For one officer, the change-of-command ceremony for the Nevada National Guard was “a perfect ending” to a long military career. For another, it was a historic beginning and a chance to make a difference for reservists and civilians alike.

Brig. Gen. William Burks, 65, who led both the Nevada Army and Air Guards for 10 years, handed over the title of adjutant general to Brig. Gen. Ondra Berry, 60, at the Nevada Air National Guard Base in Reno.

The 30th leader of the state Guard, Berry, is now the state’s highest-ranking military officer following his appointment by Gov. Steve Sisolak and will oversee more than 4,200 Nevada Army and Air guardsman.

Berry, a 32-year Nevada Air Guardsman, longtime Reno police officer and, most recently, a senior vice president in MGM Resorts International human resources, also is the first African-American to hold the position in the state’s 154-year history.

“My grandmother always said, ‘It’s one thing to make history, but it’s another thing to make sense,’ ” Berry told the Las Vegas Review-Journal before the Sept. 7 ceremony. “So what if you’re the first of anything? Did you make it better for other people? My job is to make it better for other people.”

Goals include building connections

Berry, who grew up in Sparks, said he wants to strengthen connections between service members, schools, civilians, nonprofits and local businesses.

He said one of his priorities is to create a “best practice academy,” to teach important skills like leadership that “make a whole soldier, airman and civilian.”

“So they’re better prepared for life, from a civilian standpoint, from a job standpoint, how they lead at home, and most importantly, how they lead themselves,” he said. “If I can give them the right tools to do that, they’ll be so much better.”

Berry also will continue to emphasize the importance of diversity in the Guard leadership, which has increased in the last decade under Burks.

For his part, Burks was reflective as he prepared for the conclusion of his 42-year military career, which included several overseas deployment and combat postings as a pilot and officer in the Air Force.

The Reno native, who was a basketball standout at Wooster High School, said he knows the military is designed to take losses.

“Nobody’s indispensable,” he said. “The Guard will go on fine without me and I think I’m leaving it better than I received it in. (Ondra) will stamp his personality on it, and take it to different heights.”

Burks oversaw the Guard through some pivotal times and served under three governors.

The biggest test of his leadership, he says, came on Sept. 6, 2011, when a gunman attacked members of the Nevada Army National Guard in an International House of Pancakes restaurant in Carson City.

The gunman and four others — including three guardsmen — died in the attack, and seven people were wounded.

Burks had seen such violence during his service, but this was different. It was an attack on the home base.
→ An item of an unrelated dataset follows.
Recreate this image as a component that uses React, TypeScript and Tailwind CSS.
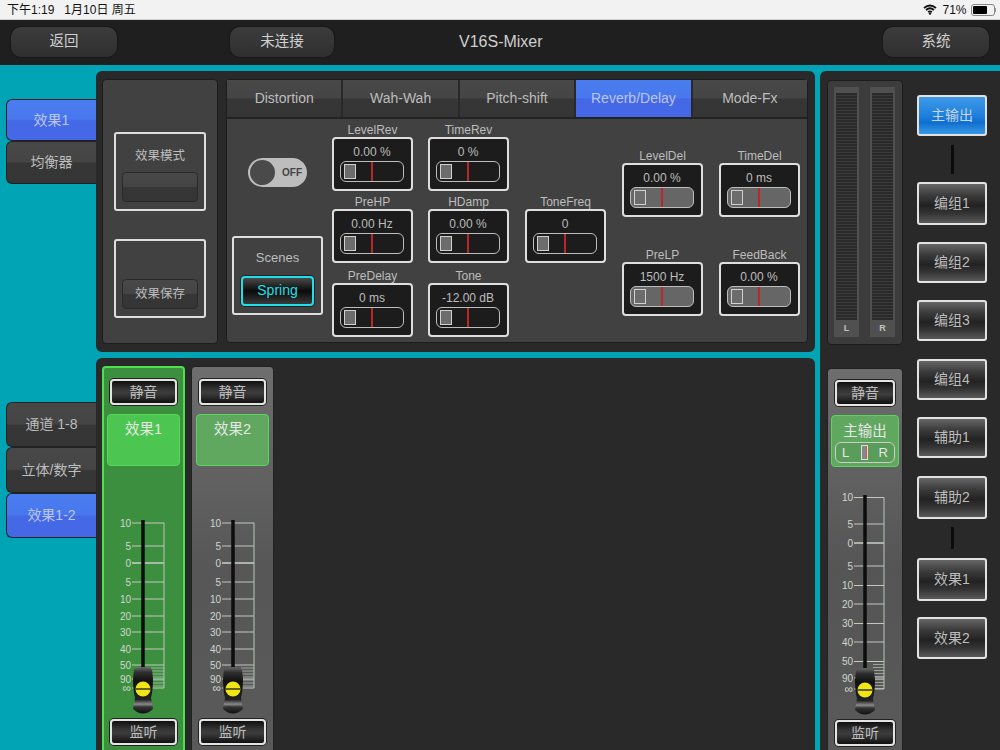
import React from 'react';

const FONT = '"Liberation Sans", "Noto Sans CJK SC", sans-serif';

const gloss = 'bg-[linear-gradient(#484848_0%,#454545_48%,#363636_52%,#353535_100%)]';
const blueGloss = 'bg-[linear-gradient(#4a7def_0%,#4877ee_48%,#4468e6_52%,#4468e6_100%)]';
const darkBtn = 'bg-[linear-gradient(#0f0f0f_0%,#333_35%,#3d3d3d_55%,#111_100%)]';
const sideBtn = 'bg-[linear-gradient(#666_0%,#3a3a3a_30%,#222_55%,#333_75%,#5a5a5a_100%)]';

function SideTab({ label, active, h }: { label: string; active?: boolean; h: number }) {
  return (
    <div
      style={{ height: h }}
      className={`flex items-center justify-center rounded-l-[6px] border border-r-0 border-[#222] text-[14px] ${active ? blueGloss + ' text-[#bcc6ee]' : gloss + ' text-[#bdbdbd]'}`}
    >
      {label}
    </div>
  );
}

function TopButton({ label, w }: { label: string; w: number }) {
  return (
    <div
      style={{ width: w }}
      className="flex h-[30px] items-center justify-center rounded-[10px] bg-[linear-gradient(#3c3c3c,#2f2f2f)] text-[14.5px] text-[#cfcfcf] ring-1 ring-[#191919]"
    >
      {label}
    </div>
  );
}

function Param({ label, value, light, mt = 0 }: { label: string; value: string; light?: boolean; mt?: number }) {
  return (
    <div style={{ marginTop: mt }} className="w-[81px]">
      <div className="h-[13px] text-center text-[12px] leading-[13px] text-[#bdbdbd]">{label}</div>
      <div className="h-[54px] rounded-[4px] border-2 border-[#dedede] bg-[#1c1c1c] pl-[6px] pr-[7px] pt-[5px]">
        <div className="h-[16px] text-center text-[12px] leading-[16px] text-[#bdbdbd]">{value}</div>
        <div className={`relative mt-[1px] h-[21px] rounded-[6px] border-[1.5px] border-[#bdbdbd] py-[1.5px] pl-[3px] ${light ? 'bg-[#666]' : 'bg-[#1c1c1c]'}`}>
          <div className="h-[15px] w-[12px] border border-[#d0d0d0] bg-[#6c6c6c]" />
          <div className="absolute left-[30px] top-0 h-full w-[2px] bg-[#b82828]" />
        </div>
      </div>
    </div>
  );
}

function MixButton({ label, w }: { label: string; w: number }) {
  return (
    <div
      style={{ width: w }}
      className={`flex h-[26px] items-center justify-center rounded-[4px] border-2 border-[#e4e4e4] text-[14px] text-[#bdbdbd] ring-1 ring-[#222] ${darkBtn}`}
    >
      {label}
    </div>
  );
}

function RouteButton({ label, mt, h = 41 }: { label: string; mt: number; h?: number }) {
  return (
    <div
      style={{ height: h, marginTop: mt }}
      className={`flex w-[70px] items-center justify-center rounded-[3px] border-2 border-[#e2e2e2] text-[14px] text-[#bdbdbd] ${sideBtn}`}
    >
      {label}
    </div>
  );
}

function Fader({ id, width, height, track, right, top, knobTop, ticks }: { id: string; width: number; height: number; track: number; right: number; top: number; knobTop: number; ticks: [string, number][] }) {
  const bottom = ticks[ticks.length - 1][1];
  const fifty = ticks[ticks.length - 3][1];
  const fine: number[] = [];
  for (let y = fifty + 3; y < bottom; y += 3) fine.push(y);
  return (
    <svg width={width} height={height} className="block">
      <defs>
        <linearGradient id={id} x1="0" y1="0" x2="0" y2="1">
          <stop offset="0" stopColor="#6a6a6a" />
          <stop offset="0.12" stopColor="#2e2e2e" />
          <stop offset="0.3" stopColor="#111" />
          <stop offset="0.7" stopColor="#222" />
          <stop offset="0.8" stopColor="#8a8a8a" />
          <stop offset="0.86" stopColor="#333" />
          <stop offset="1" stopColor="#111" />
        </linearGradient>
      </defs>
      <line x1={right} y1={ticks[0][1]} x2={right} y2={bottom} stroke="#b9c4b9" strokeWidth="1" />
      {fine.map((y) => (
        <line key={y} x1={track + 8} y1={y} x2={right} y2={y} stroke="#b9c4b9" strokeWidth="0.7" />
      ))}
      {ticks.map(([t, y], i) => (
        <g key={i}>
          <line x1={track - 11} y1={y} x2={right} y2={y} stroke="#c0c8c0" strokeWidth={t === '0' ? 1.6 : 1} />
          <text x={track - 12} y={y + 3.5} textAnchor="end" fontSize={t === '∞' ? 12 : 10} fill="#cfd6cf" fontFamily={FONT}>{t}</text>
        </g>
      ))}
      <rect x={track - 1.75} y={top} width="3.5" height={knobTop - top + 4} fill="#0d0d0d" />
      <path
        d={`M${track - 9},${knobTop + 2} Q${track},${knobTop - 2} ${track + 9},${knobTop + 2} L${track + 10},${knobTop + 12} Q${track + 10},${knobTop + 23} ${track + 8},${knobTop + 31} L${track + 10},${knobTop + 42} Q${track},${knobTop + 51} ${track - 10},${knobTop + 42} L${track - 8},${knobTop + 31} Q${track - 10},${knobTop + 23} ${track - 10},${knobTop + 12} Z`}
        fill={`url(#${id})`}
      />
      <circle cx={track} cy={knobTop + 22} r="7.5" fill="#f0e616" />
      <line x1={track - 7.5} y1={knobTop + 22} x2={track + 7.5} y2={knobTop + 22} stroke="#1a1a1a" strokeWidth="1.3" />
    </svg>
  );
}

const stripTicks: [string, number][] = [['10', 8], ['5', 31], ['0', 48], ['5', 67], ['10', 84], ['20', 101], ['30', 117], ['40', 134], ['50', 150], ['90', 164], ['∞', 173]];
const masterTicks: [string, number][] = [['10', 7.5], ['5', 34], ['0', 53], ['5', 76], ['10', 95.5], ['20', 114], ['30', 133.5], ['40', 152], ['50', 171.5], ['90', 188], ['∞', 199]];

function Strip({ name, selected, id }: { name: string; selected?: boolean; id: string }) {
  return (
    <div className={`flex h-[400px] w-[83px] flex-col items-center rounded-[4px] border ${selected ? 'border-2 border-[#4fe050] bg-[#3d8f40] pt-[11px]' : 'border-[#222] bg-[linear-gradient(#6e6e6e,#575757_50%,#5a5a5a)] pt-[12px]'}`}>
      <MixButton label="静音" w={67} />
      <div className={`mt-[9px] h-[52px] w-[73px] rounded-[4px] border border-[#58d85a] pt-[4px] text-center text-[14.5px] text-[#e6e6e6] ${selected ? 'bg-[#4cc650]' : 'bg-[#60a860]'}`}>
        {name}
      </div>
      <div className="mt-[49px] self-start">
        <Fader id={id} width={79} height={204} track={selected ? 39 : 41} right={selected ? 60 : 62} top={5} knobTop={152} ticks={stripTicks} />
      </div>
      <MixButton label="监听" w={67} />
    </div>
  );
}

export default function App() {
  return (
    <div className="flex h-[750px] w-[1000px] flex-col overflow-hidden" style={{ fontFamily: FONT }}>
      {/* status bar */}
      <div className="flex h-[20px] items-center border-b border-[#cfcfcf] bg-[#f2f2f2] pl-[7px] pr-[4px] text-[12px] text-[#111]">
        <span>下午1:19</span>
        <span className="ml-[10px]">1月10日 周五</span>
        <svg width="14" height="11" viewBox="0 0 14 11" className="ml-auto">
          <path d="M1,4 Q7,-1 13,4 M3,6 Q7,2.5 11,6 M5,8 Q7,6.5 9,8" fill="none" stroke="#111" strokeWidth="1.7" />
          <circle cx="7" cy="9.5" r="1.2" fill="#111" />
        </svg>
        <span className="ml-[5px]">71%</span>
        <div className="ml-[4px] flex h-[12px] w-[24px] items-center rounded-[3px] border border-[#888] p-[1px]">
          <div className="h-full w-[71%] rounded-[1px] bg-black" />
        </div>
        <div className="h-[4px] w-[1.5px] bg-[#999]" />
      </div>

      {/* top bar */}
      <div className="flex h-[45px] items-center bg-[#1f1f1f] pb-[2px] pl-[11px] pr-[11px]">
        <TopButton label="返回" w={106} />
        <div className="ml-[113px]">
          <TopButton label="未连接" w={104} />
        </div>
        <div className="ml-[125px] w-[82px] whitespace-nowrap text-[16px] text-[#cfcfcf]">V16S-Mixer</div>
        <div className="ml-auto">
          <TopButton label="系统" w={106} />
        </div>
      </div>

      <div className="flex flex-1 overflow-hidden bg-[#00a4b4]">
        {/* left tabs */}
        <div className="w-[96px] pl-[6px] pt-[34px]">
          <SideTab label="效果1" active h={42} />
          <SideTab label="均衡器" h={43} />
          <div className="h-[218px]" />
          <SideTab label="通道 1-8" h={45} />
          <SideTab label="立体/数字" h={46} />
          <SideTab label="效果1-2" active h={45} />
        </div>

        {/* centre */}
        <div className="w-[719px] pt-[6px]">
          <div className="flex h-[281px] gap-[8px] rounded-[6px] bg-[#292929] pl-[6px] pt-[8px]">
            <div className="h-[265px] w-[116px] rounded-[4px] border border-[#1c1c1c] bg-[#414141] px-[11px] pt-[52px]">
              <div className="h-[79px] rounded-[3px] border-2 border-[#dedede] px-[6px] pt-[12px] text-center text-[12.5px] leading-[21px] text-[#bdbdbd]">
                效果模式
                <div className={`mt-[5px] h-[30px] rounded-[4px] border border-[#2a2a2a] ${gloss}`} />
              </div>
              <div className="mt-[28px] flex h-[79px] items-end rounded-[3px] border-2 border-[#dedede] px-[6px] pb-[7px]">
                <div className={`flex h-[30px] w-full items-center justify-center rounded-[4px] border border-[#2a2a2a] text-[12.5px] text-[#bdbdbd] ${gloss}`}>效果保存</div>
              </div>
            </div>

            <div className="h-[264px] w-[582px] rounded-[4px] border border-[#1c1c1c] bg-[#414141]">
              <div className="flex h-[37px] gap-[2px] bg-[#292929]">
                {['Distortion', 'Wah-Wah', 'Pitch-shift', 'Reverb/Delay', 'Mode-Fx'].map((t) => (
                  <div key={t} className={`flex flex-1 items-center justify-center text-[14px] ${t === 'Reverb/Delay' ? blueGloss + ' text-[#bcc6ee]' : gloss + ' text-[#bdbdbd]'}`}>
                    {t}
                  </div>
                ))}
              </div>
              <div className="flex border-t-2 border-[#222] pl-[5px]">
                <div className="w-[91px] pt-[39px]">
                  <div className="ml-[16px] flex h-[29px] w-[59px] items-center rounded-full bg-[#bdbdbd] pl-[2px]">
                    <div className="h-[25px] w-[25px] rounded-full bg-[#4a4a4a]" />
                    <span className="ml-[7px] text-[10px] font-bold text-[#444]">OFF</span>
                  </div>
                  <div className="mt-[49px] flex h-[79px] flex-col items-center rounded-[3px] border-2 border-[#dedede] pt-[10px] text-[13px] text-[#bdbdbd]">
                    Scenes
                    <div className="mt-[8px] flex h-[30px] w-[73px] items-center justify-center rounded-[4px] border-2 border-[#1fe0ea] bg-[linear-gradient(#4a4a4a,#0a0a0a_50%,#3a3a3a)] text-[14px] text-[#1fe0ea] ring-1 ring-[#222]">
                      Spring
                    </div>
                  </div>
                </div>
                <div className="ml-[9px] pt-[5px]">
                  <Param label="LevelRev" value="0.00 %" />
                  <Param label="PreHP" value="0.00 Hz" mt={5} />
                  <Param label="PreDelay" value="0 ms" mt={7} />
                </div>
                <div className="ml-[15px] pt-[5px]">
                  <Param label="TimeRev" value="0 %" />
                  <Param label="HDamp" value="0.00 %" mt={5} />
                  <Param label="Tone" value="-12.00 dB" mt={7} />
                </div>
                <div className="ml-[16px] pt-[77px]">
                  <Param label="ToneFreq" value="0" />
                </div>
                <div className="ml-[16px] pt-[31px]">
                  <Param label="LevelDel" value="0.00 %" light />
                  <Param label="PreLP" value="1500 Hz" light mt={32} />
                </div>
                <div className="ml-[16px] pt-[31px]">
                  <Param label="TimeDel" value="0 ms" light />
                  <Param label="FeedBack" value="0.00 %" light mt={32} />
                </div>
              </div>
            </div>
          </div>

          <div className="mt-[6px] flex h-[400px] gap-[6px] rounded-[6px] bg-[#292929] pl-[6px] pt-[8px]">
            <Strip name="效果1" selected id="knob-a" />
            <Strip name="效果2" id="knob-b" />
          </div>
        </div>

        {/* right */}
        <div className="ml-[5px] mt-[6px] flex w-[180px] rounded-tl-[6px] bg-[#292929] pl-[7px]">
          <div className="w-[76px] pt-[9px]">
            <div className="flex h-[265px] justify-between rounded-[4px] border border-[#1c1c1c] bg-[#3c3c3c] pl-[6px] pr-[7px] pt-[6px]">
              {['L', 'R'].map((c) => (
                <div key={c} className="flex h-[250px] w-[25px] flex-col items-center bg-[#505050] px-[2px] pt-[6px]">
                  <div className="h-[227px] w-full bg-[repeating-linear-gradient(#2a2a2a_0px,#2a2a2a_2px,#3a3a3a_2px,#3a3a3a_3px)]" />
                  <span className="mt-[2px] text-[9px] font-bold text-[#c0c0c0]">{c}</span>
                </div>
              ))}
            </div>
            <div className="mt-[23px] flex h-[400px] w-[76px] flex-col items-center rounded-[4px] border border-[#222] bg-[linear-gradient(#6e6e6e,#555_50%,#5a5a5a)] pt-[11px]">
              <MixButton label="静音" w={60} />
              <div className="mt-[9px] flex h-[52px] w-[68px] flex-col items-center rounded-[4px] border border-[#58d85a] bg-[#60a860] pt-[4px] text-[14.5px] leading-[22px] text-[#e6e6e6]">
                主输出
                <div className="relative flex h-[21px] w-[60px] shrink-0 items-center justify-between rounded-[6px] border border-[#ccc] bg-[#5a9c5a] px-[6px] text-[13px]">
                  <span>L</span>
                  <div className="absolute left-[25px] top-[2px] h-[15px] w-[7px] border border-[#ddd] bg-[#888]">
                    <div className="ml-auto h-full w-[1px] bg-[#e05050]" />
                  </div>
                  <span>R</span>
                </div>
              </div>
              <div className="mt-[23px] self-start">
                <Fader id="knob-m" width={74} height={230} track={37} right={56} top={5} knobTop={178} ticks={masterTicks} />
              </div>
              <MixButton label="监听" w={60} />
            </div>
          </div>
          <div className="ml-[14px] w-[70px]">
            <div className="mt-[24px] flex h-[41px] w-[70px] items-center justify-center rounded-[3px] border-2 border-[#e2e2e2] bg-[linear-gradient(#3f9ae8,#1f7fdc_50%,#0f6fd0_70%,#3a9ae6)] text-[14px] text-[#c8d6e6]">主输出</div>
            <div className="mx-auto mt-[9px] h-[29px] w-[3px] bg-[#0c0c0c]" />
            <RouteButton label="编组1" mt={8} h={43} />
            <RouteButton label="编组2" mt={17} />
            <RouteButton label="编组3" mt={17} />
            <RouteButton label="编组4" mt={18} />
            <RouteButton label="辅助1" mt={17} />
            <RouteButton label="辅助2" mt={18} h={43} />
            <div className="mx-auto mt-[8px] h-[22px] w-[3px] bg-[#0c0c0c]" />
            <RouteButton label="效果1" mt={9} h={43} />
            <RouteButton label="效果2" mt={16} h={42} />
          </div>
        </div>
      </div>
    </div>
  );
}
“It really shook the foundation, especially for the Army Guard,” he said. “You really can’t explain why certain people are picked, and it doesn’t diminish how tragic it is, and somehow you have to build hope into people that tomorrow the sun’s gonna still rise.”

The IHOP shooting wasn’t Burks’ first encounter with terrorism.

At Pentagon on 9/11

He was working at the Pentagon as an Air Force representative on the quadrennial defense review on Sept. 11, 2001, when Islamic terrorists crashed a commercial jetliner into the building.
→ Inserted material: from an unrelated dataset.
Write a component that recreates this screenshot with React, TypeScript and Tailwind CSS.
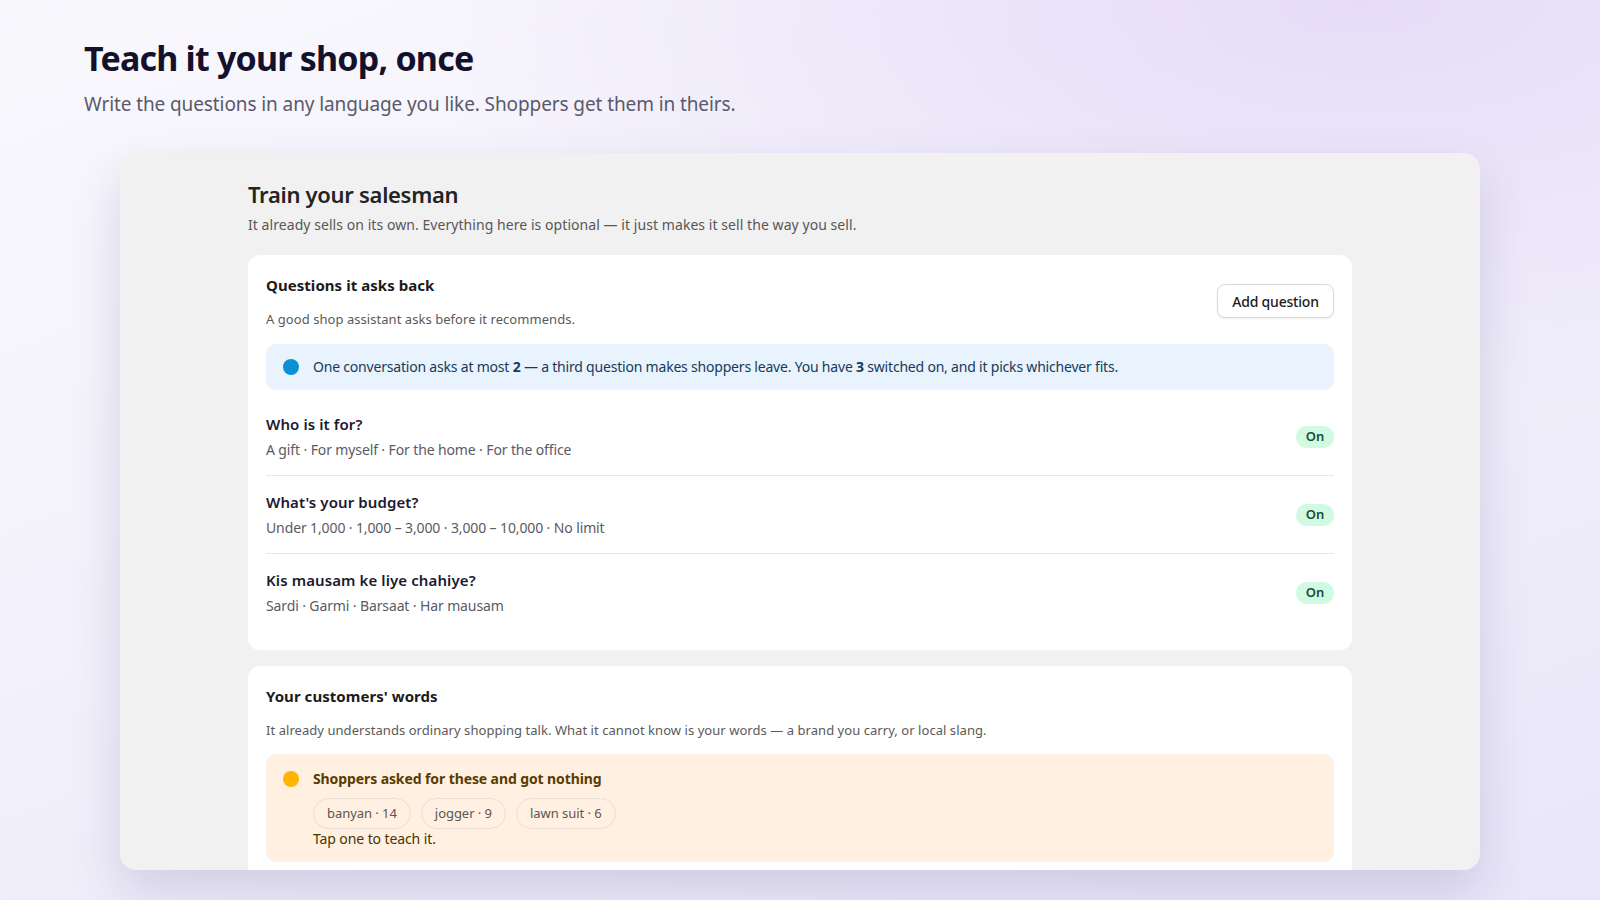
import React from "react";

const questions = [
  { q: "Who is it for?", opts: "A gift · For myself · For the home · For the office" },
  { q: "What's your budget?", opts: "Under 1,000 · 1,000 – 3,000 · 3,000 – 10,000 · No limit" },
  { q: "Kis mausam ke liye chahiye?", opts: "Sardi · Garmi · Barsaat · Har mausam" },
];

const chips = ["banyan · 14", "jogger · 9", "lawn suit · 6"];

export default function App() {
  return (
    <div className="min-h-screen w-full overflow-hidden font-['Noto_Sans',_'Open_Sans',_sans-serif] bg-[radial-gradient(ellipse_60%_45%_at_85%_0%,#e6dcf8_0%,rgba(230,220,248,0)_100%),linear-gradient(160deg,#f9f8fd_0%,#f3f1fb_45%,#e9e6f9_100%)]">
      <header className="pl-[84px] pt-[36px]">
        <h1 className="text-[34px] leading-[44px] font-bold text-[#14112a] tracking-[-0.8px]">
          Teach it your shop, once
        </h1>
        <p className="mt-[10px] text-[19px] leading-[28px] text-[#5a596b] tracking-[-0.1px]">
          Write the questions in any language you like. Shoppers get them in theirs.
        </p>
      </header>

      <div className="mx-[120px] mt-[35px] h-[717px] overflow-hidden rounded-2xl bg-[#f1f1f1] shadow-[0_22px_50px_rgba(70,60,130,0.18)]">
        <div className="mx-auto w-[1104px] pt-[25px]">
          <h2 className="text-[22px] leading-[32px] font-semibold text-[#242424] tracking-[-0.3px]">
            Train your salesman
          </h2>
          <p className="mt-[5px] text-[14px] leading-[20px] text-[#575757] tracking-[0.06px]">
            It already sells on its own. Everything here is optional — it just makes it sell the way you sell.
          </p>

          {/* Card 1 */}
          <section className="mt-[20px] rounded-xl bg-white px-[18px] pt-[18px] pb-[19px]">
            <div className="flex items-center justify-between">
              <div>
                <h3 className="text-[15px] leading-[24px] font-bold text-[#1b1b1b] tracking-[0.05px]">
                  Questions it asks back
                </h3>
                <p className="mt-[12px] text-[13px] leading-[20px] text-[#5a5a5a] tracking-[0.05px]">
                  A good shop assistant asks before it recommends.
                </p>
              </div>
              <button className="flex h-[34px] w-[117px] items-center justify-center rounded-lg border border-[#dadada] bg-white text-[14px] font-medium text-[#1b1b1b] shadow-[0_1px_2px_rgba(0,0,0,0.08)] tracking-[-0.2px]">
                Add question
              </button>
            </div>

            <div className="mt-[15px] flex h-[46px] items-center gap-[14px] rounded-[10px] bg-[#e9f3fd] pl-[17px] pr-4">
              <span className="h-4 w-4 shrink-0 rounded-full bg-[#0b8fd5]" />
              <p className="text-[14px] leading-[22px] text-[#163a5a] tracking-[-0.2px]">
                One conversation asks at most <b className="font-bold">2</b> — a third question makes shoppers leave. You have{" "}
                <b className="font-bold">3</b> switched on, and it picks whichever fits.
              </p>
            </div>

            <div className="mt-2">
              {questions.map((item, i) => (
                <div
                  key={item.q}
                  className={`flex items-center justify-between pt-[14px] pb-[13px] ${i < questions.length - 1 ? "border-b border-[#e8e8e8]" : ""}`}
                >
                  <div>
                    <div className="text-[15px] leading-[24px] font-semibold text-[#1c1a30] tracking-[0.1px]">
                      {item.q}
                    </div>
                    <div className="mt-[2px] text-[14px] leading-[24px] text-[#5b5a66] tracking-[-0.12px]">
                      {item.opts}
                    </div>
                  </div>
                  <span className="flex h-[22px] w-[38px] items-center justify-center rounded-full bg-[#d1fae3] text-[13px] font-semibold text-[#1b4d36]">
                    On
                  </span>
                </div>
              ))}
            </div>
          </section>

          {/* Card 2 */}
          <section className="mt-4 rounded-xl bg-white px-[18px] pt-[18px] pb-[18px]">
            <h3 className="text-[15px] leading-[24px] font-bold text-[#1b1b1b] tracking-[0.05px]">
              Your customers' words
            </h3>
            <p className="mt-[12px] text-[13px] leading-[20px] text-[#5a5a5a] tracking-[0.05px]">
              It already understands ordinary shopping talk. What it cannot know is your words — a brand you carry, or local slang.
            </p>

            <div className="mt-[14px] rounded-[10px] bg-[#fff0e2] pl-[17px] pr-4 pt-[14px] pb-[13px]">
              <div className="flex items-center gap-[14px]">
                <span className="h-4 w-4 shrink-0 rounded-full bg-[#ffb400]" />
                <span className="text-[14px] leading-[22px] font-bold text-[#5a3c00] tracking-[-0.1px]">
                  Shoppers asked for these and got nothing
                </span>
              </div>
              <div className="pl-[30px]">
                <div className="mt-[8px] flex gap-[10px]">
                  {chips.map((c) => (
                    <span
                      key={c}
                      className="flex h-[31px] items-center rounded-full border border-[#e6dfd8] px-[13px] text-[13px] text-[#5b5752] tracking-[-0.05px]"
                    >
                      {c}
                    </span>
                  ))}
                </div>
                <p className="text-[14px] leading-[20px] text-[#4a3400] tracking-[-0.1px]">Tap one to teach it.</p>
              </div>
            </div>

            <div className="mt-5 h-[120px]" />
          </section>
        </div>
      </div>
    </div>
  );
}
“When the plane hit the Pentagon, and we knew exactly what it was, and total pandemonium broke out,” he said. “I saw the wall collapse. It had a hole in it. The fire burned for another week.”

He also served in the Air Force during Desert Storm as a weapons system officer, flying in the back seat of an RF-4C, a variant of the F-4C fighter, and was responsible for keeping the on-board guidance system locked on targets below.

“It’s like being in a very high-competitive sports activity. When the game’s over everything just kind of collapses around you. It was hypnotizing,” he said.

Burks said his biggest accomplishment since assuming command of the Nevada National Guard was getting the Youth Challenge Program up and running in Nevada.

The Legislature passed a bill this year authorizing the program, which is designed to take at-risk youth between the ages of 16 to 18 and help them acquire the skills they need to catch up on high school work and prepare for the future.

The state will fund 25 percent of the program and the federal government will cover the rest, Burks said.

Starting in January 2021, the inaugural class of about 25 students in the 17-month program will live at a facility in Carlin and go to school in Elko beginning in January 2021.

‘Kids in the middle’

“They’re the kind of kids in the middle that have gotten behind in school, and they never had the tool set to be successful,” he said. “It’s about wanting to save kids.”

As for one of the biggest challenge of his career, Burks said it was the repeated deployments of the Guard to such hot spots as Iraq and Afghanistan.

The weight of sending his troops into harm’s way was tough, but Burks said the job weighed most heavily on him during the recession, when many guardsmen lost their civilian jobs. Some even lived in the tunnels under the Strip, he said.

Many guardsmen who needed to put food on the table for their families asked to remain deployed longer, because their Guard pay was their only income at the time.

“I didn’t want to do that, but I would, because I knew what they were faced with,” he said in a phone interview with the Review-Journal. “With the economy so bad, people were begging to go to war.”

As retirement looms, Burks’ goal is to play some golf, spend time with his wife, Annette, and visit with his children and grandchildren.

“The nice thing about being in the military is you never have to wonder about what you’re going to wear to work, but having to put on shorts every day is not a bad swap,” he said jokingly.

“I’ll miss the people the most,” he added.